In the history of Irish fiscal policy this is a rather limited breach and, rather like a driver who exceeds the speed limit by 3km/h, it won’t attract a fine. However, breaking the rules, even by a small amount, is a bad idea: with the risks facing the economy, a more prudent approach would have been preferable.

Improved services

The significant real improvement in services in the budget came in four areas: a real increase in welfare payments; improved childcare provision; increased provision for energy efficiency; and increased investment in housing.

I welcome these improvements in services but it would have been preferable to have funded them through slightly higher tax levels, reducing the pressure on domestic growth.

However, I have serious reservations about the first-time buyers’ tax refund, which will pump €50 million into a market in short supply – that will only bump up house prices.

One important aspect of Budget 2017 is that the carryover effects of the decisions made will significantly affect 2018. Because of delayed implementation, the cost of the improved services in 2018 will be an additional €500 million over the cost in 2017.

The tax changes will also have knock-on effects for 2018. This will leave even less room in 2018 for improving services or cutting taxes than was available in this budget. While the political problems in delivering Budget 2017 were significant, negotiations on Budget 2018 may be even more troublesome.

Economic risks

Ireland’s fiscal policy should take account of the substantial economic risks Ireland faces over the next few years. As a result, it is essential that fiscal discipline is imposed on expenditure in 2017, in contrast to this year, and that spending, in particular on health, must stay within budget.

The revenue from corporation tax is potentially very volatile. Future years could see a sudden drop, which might require urgent fiscal tightening at just the wrong time. However, in forecasting corporation tax revenue for 2017 the budget is very cautious.

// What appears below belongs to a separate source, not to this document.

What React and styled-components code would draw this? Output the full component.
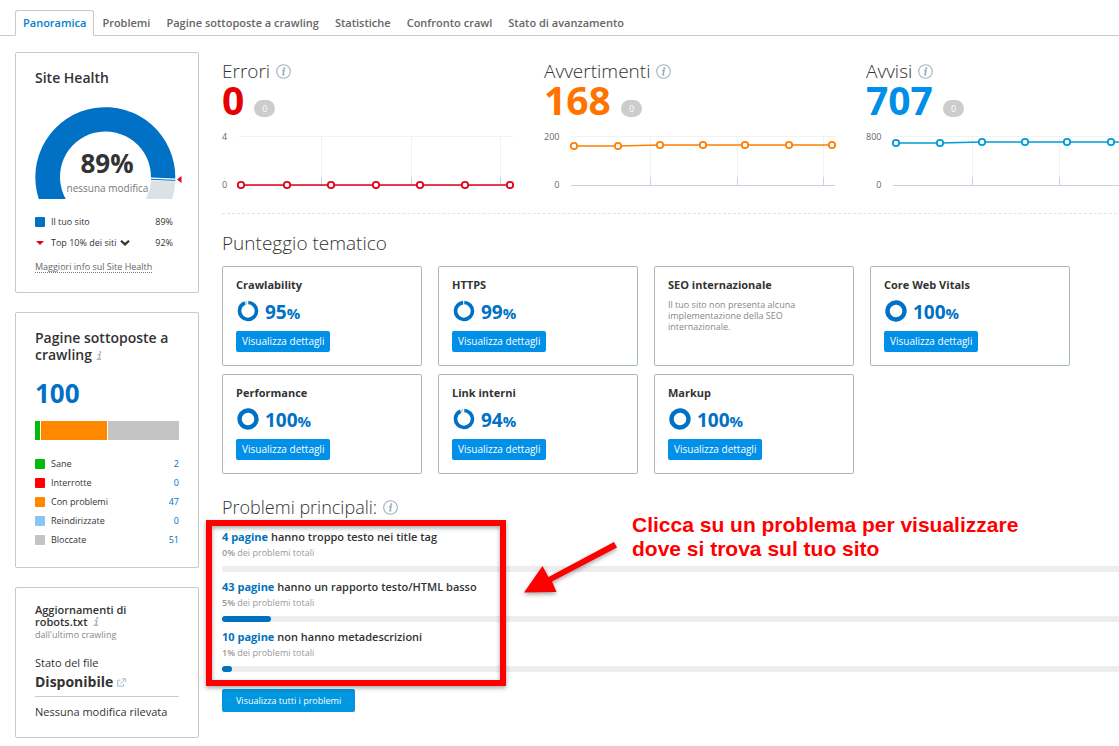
/*========== EXTERNAL MODULES ==========*/
import * as React from 'react';
import {useState} from 'react';
import styled, {createGlobalStyle} from 'styled-components';


/*========== DATA ==========*/
const TABS = ['Panoramica', 'Problemi', 'Pagine sottoposte a crawling', 'Statistiche', 'Confronto crawl', 'Stato di avanzamento'];

const CRAWLED = [
  {label: 'Sane', value: 2, color: '#00bb0b'},
  {label: 'Interrotte', value: 0, color: '#ff0000'},
  {label: 'Con problemi', value: 47, color: '#ff8800'},
  {label: 'Reindirizzate', value: 0, color: '#87c6f2'},
  {label: 'Bloccate', value: 51, color: '#c4c4c4'},
];

const STATS = [
  {
    title: 'Errori', value: 0, color: '#e60000', line: '#e3001b', max: 4, width: 284,
    grid: [87, 177, 266],
    points: [[7, 54], [53, 54], [97, 54], [142, 54], [186, 54], [231, 54], [276, 54]],
  },
  {
    title: 'Avvertimenti', value: 168, color: '#ff7300', line: '#ff7f00', max: 200, width: 274,
    grid: [84, 171, 257],
    points: [[8, 15], [52, 15], [94, 14], [137, 14], [179, 14], [223, 14], [266, 14]],
  },
  {
    title: 'Avvisi', value: 707, color: '#008fe8', line: '#009bd9', max: 800, width: 274,
    grid: [84, 171, 257],
    points: [[8, 12], [52, 12], [94, 11], [137, 11], [179, 11], [223, 11], [266, 11]],
  },
];

const THEMES = [
  {name: 'Crawlability', score: 95},
  {name: 'HTTPS', score: 99},
  {name: 'SEO internazionale', note: 'Il tuo sito non presenta alcuna implementazione della SEO internazionale.'},
  {name: 'Core Web Vitals', score: 100},
  {name: 'Performance', score: 100},
  {name: 'Link interni', score: 94},
  {name: 'Markup', score: 100},
];

const ISSUES = [
  {pages: 4, text: 'hanno troppo testo nei title tag', percent: 0},
  {pages: 43, text: 'hanno un rapporto testo/HTML basso', percent: 5},
  {pages: 10, text: 'non hanno metadescrizioni', percent: 1},
];


/*========== ICONS ==========*/
function InfoCircle() {
  return (
    <svg width='15' height='15' viewBox='0 0 15 15' aria-hidden='true'>
      <circle cx='7.5' cy='7.5' r='6.8' fill='#fff' stroke='#9fb5bc' strokeWidth='1.1' />
      <circle cx='8.3' cy='4.4' r='1.1' fill='#96adb5' />
      <path d='M6.1 6.6h1.9L7 10.8h1.3' fill='none' stroke='#96adb5' strokeWidth='1.5' />
    </svg>
  )
}

function InfoGlyph() {
  return (
    <svg width='7' height='9' viewBox='0 0 7 9' aria-hidden='true'>
      <circle cx='4.3' cy='1.1' r='1.1' fill='#a9bac0' />
      <path d='M1.6 3.6h2.3L3 8.1M.6 8.2h4.6' fill='none' stroke='#a9bac0' strokeWidth='1.5' />
    </svg>
  )
}

function ExternalIcon() {
  return (
    <svg width='9' height='9' viewBox='0 0 9 9' fill='none' stroke='#a9bcc2' aria-hidden='true'>
      <path d='M3.5 2.2H.7v6h5.6V5.6M5 .7h3.3V4M8.2.8 3.4 5.6' />
    </svg>
  )
}

function Gauge() {
  return (
    <GaugeDrawing width='144' height='92' viewBox='0 0 144 92' role='img' aria-label='Site Health 89%'>
      <path d='M140.3 71.5A70 70 0 1 0 3.8 92H30.7A45.5 45.5 0 1 1 116 70.5Z' fill='#0071c5' />
      <path d='M116 72.3 140.3 73.4' stroke='#0071c5' fill='none' />
      <path d='M116 73.5 140.3 74.5A70 70 0 0 1 137.2 92H110.6A45 45 0 0 0 116 73.5Z' fill='#dbe1e4' />
      <path d='M142 72.5 146.5 69V76Z' fill='#ee0010' />
      <GaugeValue x='72' y='66'>89%</GaugeValue>
      <GaugeNote x='72.5' y='85'>nessuna modifica</GaugeNote>
    </GaugeDrawing>
  )
}

function Ring({score}) {
  const circle = 2 * Math.PI * 8.5;
  const full = score === 100;
  const gap = full ? 0 : circle * (100 - score) / 100 + 1;
  return (
    <svg width='24' height='24' viewBox='0 0 24 24' aria-hidden='true'>
      {!full && <circle cx='12' cy='12' r='8.5' fill='none' stroke='#c9d3d8' strokeWidth='3.5' strokeDasharray={`${Math.max(gap - 2, 0)} ${circle}`} transform={`rotate(${-90 - (gap - 1) / circle * 360} 12 12)`} />}
      <circle cx='12' cy='12' r='8.5' fill='none' stroke='#0071c5' strokeWidth={full ? 4.4 : 3.7} strokeDasharray={`${circle - gap} ${gap}`} transform='rotate(-88 12 12)' />
    </svg>
  )
}

function Arrow() {
  return (
    <svg width='96' height='56' viewBox='0 0 96 56' aria-hidden='true'>
      <path d='M0 52.5 18.5 26 24.5 37 90 2 93 7.5 28 41.5 32.5 52Z' fill='#ff0000' />
    </svg>
  )
}


/*========== PARTS ==========*/
function Chart({max, width, line, grid, points}) {
  return (
    <ChartRow>
      <Axis><span>{max}</span><span>0</span></Axis>
      <svg width={width} height='60' viewBox={`0 0 ${width} 60`} aria-hidden='true'>
        <path d={`M5 5.5H${width - 5}`} stroke='#f2f2f2' />
        {grid.map(x => (
          <React.Fragment key={x}>
            <path d={`M${x}.5 5V54`} stroke='#f2f2f2' />
            <path d={`M${x}.5 46V54`} stroke='#c9d5e3' />
          </React.Fragment>
        ))}
        <path d={`M5 54.5H${width - 5}`} stroke='#c3d2df' />
        <polyline points={points.join(' ')} fill='none' stroke={line} strokeWidth='1.6' />
        {points.map(([x, y]) => <circle key={x} cx={x} cy={y} r='3.2' fill='#fff' stroke={line} strokeWidth='1.8' />)}
      </svg>
    </ChartRow>
  )
}

function Stat({title, value, color, ...chart}) {
  return (
    <section>
      <Heading>{title} <InfoCircle /></Heading>
      <Total>
        <Figure $color={color}>{value}</Figure>
        <Pill>0</Pill>
      </Total>
      <Chart {...chart} />
    </section>
  )
}

function Theme({name, score, note}) {
  return (
    <ThemeCard>
      <ThemeName>{name}</ThemeName>
      {note ? <ThemeNote>{note}</ThemeNote> : (
        <>
          <Score><Ring score={score} /><b>{score}<small>%</small></b></Score>
          <DetailButton type='button'>Visualizza dettagli</DetailButton>
        </>
      )}
    </ThemeCard>
  )
}

function Issue({pages, text, percent}) {
  return (
    <li>
      <IssueTitle><a href='#pagine'>{pages} pagine</a> {text}</IssueTitle>
      <IssueShare><b>{percent}%</b> dei problemi totali</IssueShare>
      <Track><Fill style={{width: `${percent}%`}} /></Track>
    </li>
  )
}


/*========== APP ==========*/
function App() {
  /*----- STATE HOOKS -----*/
  const [tab, setTab] = useState(TABS[0]);

  /*----- RENDERER -----*/
  return (
    <Page>
      <GlobalStyle />
      <Tabs>
        {TABS.map(name => (
          <Tab key={name} href='#tab' $active={name === tab} onClick={() => setTab(name)}>{name}</Tab>
        ))}
      </Tabs>
      <Columns>
        <Sidebar>
          <Card>
            <CardTitle>Site Health</CardTitle>
            <GaugeBox><Gauge /></GaugeBox>
            <HealthRow><Square $color='#0071c5' /><span>Il tuo sito</span><Value>89%</Value></HealthRow>
            <HealthRow>
              <svg width='10' height='10' viewBox='0 0 10 10' aria-hidden='true'><path d='M1 3H9L5 7Z' fill='#e6000c' /></svg>
              <Picker type='button'>
                Top 10% dei siti
                <svg width='10' height='8' viewBox='0 0 10 8' aria-hidden='true'><path d='M1 1.8 5 5.4 9 1.8' fill='none' stroke='#333' strokeWidth='2.2' /></svg>
              </Picker>
              <Value>92%</Value>
            </HealthRow>
            <MoreLink href='#info'>Maggiori info sul Site Health</MoreLink>
          </Card>

          <Card>
            <CardTitle>Pagine sottoposte a crawling <InfoGlyph /></CardTitle>
            <Crawled>100</Crawled>
            <Stack>
              <Segment $grow={5} $color='#00bb0b' />
              <Segment $grow={66} $color='#ff8800' />
              <Segment $grow={71} $color='#c4c4c4' />
            </Stack>
            <Legend>
              {CRAWLED.map(({label, value, color}) => (
                <li key={label}><Square $color={color} /><span>{label}</span><a href='#pagine'>{value}</a></li>
              ))}
            </Legend>
          </Card>

          <Card>
            <SmallTitle>Aggiornamenti di robots.txt &nbsp;<InfoGlyph /></SmallTitle>
            <Since>dall'ultimo crawling</Since>
            <FileLabel>Stato del file</FileLabel>
            <FileState>Disponibile <ExternalIcon /></FileState>
            <FileChange>Nessuna modifica rilevata</FileChange>
          </Card>
        </Sidebar>

        <Main>
          <Stats>{STATS.map(stat => <Stat key={stat.title} {...stat} />)}</Stats>

          <ThemeHeading>Punteggio tematico</ThemeHeading>
          <Themes>{THEMES.map(theme => <Theme key={theme.name} {...theme} />)}</Themes>

          <IssueHeading>Problemi principali: <InfoCircle /></IssueHeading>
          <IssueArea>
            <Issues>{ISSUES.map(issue => <Issue key={issue.pages} {...issue} />)}</Issues>
            <Frame />
            <Pointer><Arrow /></Pointer>
            <Callout>Clicca su un problema per visualizzare<br />dove si trova sul tuo sito</Callout>
          </IssueArea>
          <AllButton type='button'>Visualizza tutti i problemi</AllButton>
        </Main>
      </Columns>
    </Page>
  )
}


/*========== EXPORTS ==========*/
export default App;


/*========== STYLES ==========*/
const GlobalStyle = createGlobalStyle`
  * {
    box-sizing: border-box;
  }
  body {
    margin: 0;
    background: #fff;
    color: #333;
    font-family: 'Open Sans', 'Noto Sans', sans-serif;
    font-size: 10px;
  }
  h2, h3, p, ul {
    margin: 0;
    padding: 0;
    list-style: none;
  }
  a {
    color: #0071bc;
    text-decoration: none;
  }
  button {
    font-family: inherit;
    cursor: pointer;
  }
  svg {
    flex: none;
  }
`;

const Page = styled.div`
  overflow-x: hidden;
`;

const Tabs = styled.nav`
  display: flex;
  padding: 10px 15px 0;
  border-bottom: 1px solid #c9c9c9;
`;

const Tab = styled.a`
  margin-bottom: -1px;
  padding: 0 7px;
  border: 1px solid ${({$active}) => $active ? '#c9c9c9' : 'transparent'};
  border-bottom-color: ${({$active}) => $active ? '#fff' : 'transparent'};
  border-radius: 3px 3px 0 0;
  color: ${({$active}) => $active ? '#0080d0' : '#666'};
  font-size: 11px;
  font-weight: 600;
  line-height: 24px;
  white-space: nowrap;
`;

const Columns = styled.div`
  display: flex;
  align-items: flex-start;
  gap: 23px;
  padding: 16px 0 8px 15px;
`;

const Sidebar = styled.aside`
  display: flex;
  flex: 0 0 184px;
  flex-direction: column;
  gap: 19px;
`;

const Card = styled.section`
  padding: 16px 19px 16px;
  border: 1px solid #c9c9c9;
  border-radius: 2px;
`;

const CardTitle = styled.h2`
  font-size: 14px;
  font-weight: 600;
  line-height: 17px;
`;

const GaugeBox = styled.div`
  margin: 21px 0 12px;
  height: 92px;
`;

const GaugeDrawing = styled.svg`
  overflow: visible;
`;

const GaugeValue = styled.text`
  fill: #333;
  font-size: 26px;
  font-weight: 700;
  text-anchor: middle;
`;

const GaugeNote = styled.text`
  fill: #777;
  font-size: 10px;
  text-anchor: middle;
`;

const HealthRow = styled.div`
  display: flex;
  align-items: center;
  gap: 6px;
  padding-right: 6px;
  font-size: 9px;
  line-height: 21px;
`;

const Square = styled.i`
  width: 10px;
  height: 10px;
  border-radius: 1px;
  background: ${({$color}) => $color};
`;

const Value = styled.span`
  margin-left: auto;
`;

const Picker = styled.button`
  display: flex;
  align-items: center;
  gap: 3px;
  padding: 0;
  border: 0;
  background: none;
  color: inherit;
  font-size: 9px;
  line-height: 21px;
`;

const MoreLink = styled.a`
  display: inline-block;
  margin: 8px 0 3px;
  border-bottom: 1px dotted #777;
  color: #666;
  font-size: 9px;
  line-height: 11px;
`;

const Crawled = styled.p`
  margin: 15px 0 13px;
  color: #0071c5;
  font-size: 26px;
  font-weight: 700;
  line-height: 30px;
`;

const Stack = styled.div`
  display: flex;
  gap: 1px;
  height: 19px;
`;

const Segment = styled.span`
  flex: ${({$grow}) => $grow} 1 0;
  background: ${({$color}) => $color};
`;

const Legend = styled.ul`
  margin: 14px 0 2px;
  font-size: 9px;
  line-height: 19px;

  li {
    display: flex;
    align-items: center;
    gap: 6px;
  }
  a {
    margin-left: auto;
  }
`;

const SmallTitle = styled.h2`
  font-size: 11px;
  font-weight: 600;
  line-height: 12px;
`;

const Since = styled.p`
  color: #888;
  font-size: 9px;
  line-height: 14px;
`;

const FileLabel = styled.p`
  margin-top: 12px;
  font-size: 11px;
  line-height: 18px;
`;

const FileState = styled.p`
  padding-bottom: 4px;
  border-bottom: 1px solid #c9c9c9;
  font-size: 14px;
  font-weight: 700;
  line-height: 20px;
`;

const FileChange = styled.p`
  padding-top: 6px;
  font-size: 11px;
  line-height: 18px;
`;

/* wider than narrow windows, the page clips what does not fit */
const Main = styled.main`
  flex: 1 0 980px;
`;

const Stats = styled.div`
  display: grid;
  grid-template-columns: repeat(3, 322px);
  padding: 7px 0 22px;
  border-bottom: 1px dashed #e3e3e3;
`;

const Heading = styled.h2`
  display: flex;
  align-items: center;
  gap: 6px;
  font-size: 19px;
  font-weight: 300;
  line-height: 24px;
`;

const Total = styled.div`
  display: flex;
  align-items: flex-end;
  gap: 10px;
  height: 34px;
`;

const Figure = styled.strong`
  color: ${({$color}) => $color};
  font-size: 39px;
  font-weight: 700;
  line-height: 34px;
`;

const Pill = styled.span`
  padding: 0 8px;
  border-radius: 9px;
  background: #ccc;
  color: #fff;
  font-size: 9px;
  line-height: 17px;
`;

const ChartRow = styled.div`
  display: flex;
  gap: 7px;
  margin-top: 14px;
`;

const Axis = styled.div`
  display: flex;
  flex-direction: column;
  justify-content: space-between;
  height: 60px;
  color: #666;
  font-size: 9px;
  line-height: 12px;
  text-align: right;
`;

const ThemeHeading = styled(Heading)`
  margin: 17px 0 11px;
`;

const Themes = styled.div`
  display: grid;
  grid-template-columns: repeat(auto-fill, 200px);
  grid-auto-rows: 100px;
  gap: 8px 16px;
`;

const ThemeCard = styled.section`
  padding: 10px 13px;
  border: 1px solid #a9b8bf;
  border-radius: 2px;
`;

const ThemeName = styled.h3`
  font-size: 11px;
  font-weight: 700;
  line-height: 16px;
`;

const ThemeNote = styled.p`
  margin-top: 6px;
  max-width: 144px;
  color: #888;
  font-size: 9px;
  line-height: 11px;
`;

const Score = styled.div`
  display: flex;
  align-items: center;
  gap: 5px;
  margin: 5px 0 8px;
  color: #0071c5;
  font-size: 19px;
  line-height: 20px;

  b {
    padding-top: 4px;
  }
  small {
    font-size: 15px;
  }
`;

const DetailButton = styled.button`
  display: block;
  padding: 0 6px;
  border: 0;
  border-radius: 2px;
  background: #0090e8;
  color: #fff;
  font-size: 10px;
  line-height: 21px;
`;

const IssueHeading = styled(Heading)`
  margin: 21px 0 0;
  font-size: 18px;
`;

const IssueArea = styled.div`
  position: relative;
  padding-top: 10px;
`;

const Issues = styled.ul`
  li {
    padding-bottom: 7px;
  }
`;

const IssueTitle = styled.h3`
  font-size: 11px;
  font-weight: 600;
  line-height: 16px;

  a {
    font-weight: 700;
  }
`;

const IssueShare = styled.p`
  margin: 2px 0 7px;
  color: #999;
  font-size: 9px;
  line-height: 12px;

  b {
    font-weight: 600;
  }
`;

const Track = styled.div`
  height: 6px;
  border-radius: 3px;
  background: #ededed;
`;

const Fill = styled.div`
  height: 6px;
  border-radius: 3px;
  background: #0071bc;
`;

const Frame = styled.div`
  position: absolute;
  top: 1px;
  left: -16px;
  width: 300px;
  height: 166px;
  border: 6px solid #ff0000;
  filter: drop-shadow(0 2px 2px rgba(0, 0, 0, 0.35));
  pointer-events: none;
`;

const Pointer = styled.div`
  position: absolute;
  top: 21px;
  left: 302px;
  filter: drop-shadow(0 2px 2px rgba(0, 0, 0, 0.35));
  pointer-events: none;
`;

const Callout = styled.p`
  position: absolute;
  top: -6px;
  left: 410px;
  color: #ff0000;
  font-family: 'Liberation Sans', Arial, sans-serif;
  font-size: 21px;
  font-weight: 700;
  line-height: 24px;
  white-space: nowrap;
`;

const AllButton = styled.button`
  display: block;
  margin-top: 10px;
  padding: 0 14px;
  border: 0;
  border-radius: 2px;
  background: #0096e0;
  color: #fff;
  font-size: 9px;
  line-height: 23px;
`;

If, as looks possible, corporation tax revenue significantly exceeds expectations, the surplus should go to start the “rainy day” fund.

Brexit is going to make life very difficult, in particular for Irish-owned firms supplying the UK market. But their major competitive advantage compared with UK firms is their continued access to the huge EU market.

The answer is not to introduce UK-style tax arrangements to mitigate the impact, but to foster the changes needed to thrive in the new scenario. These firms need encouragement to develop new EU markets and adapt their products to continental tastes – the Irish pizza bought in Asda in Brighton won’t sell in Carrefour in Bordeaux.

Finally, there is a possibility that we will see a surge in building activity by 2018, providing essential houses and related infrastructure. In that event, to avoid overheating the economy, the 2018 budget will need to make space for this necessary investment by suppressing demand elsewhere through increased taxation.

Such a scenario might be the most difficult of all for the Minister for Finance next autumn.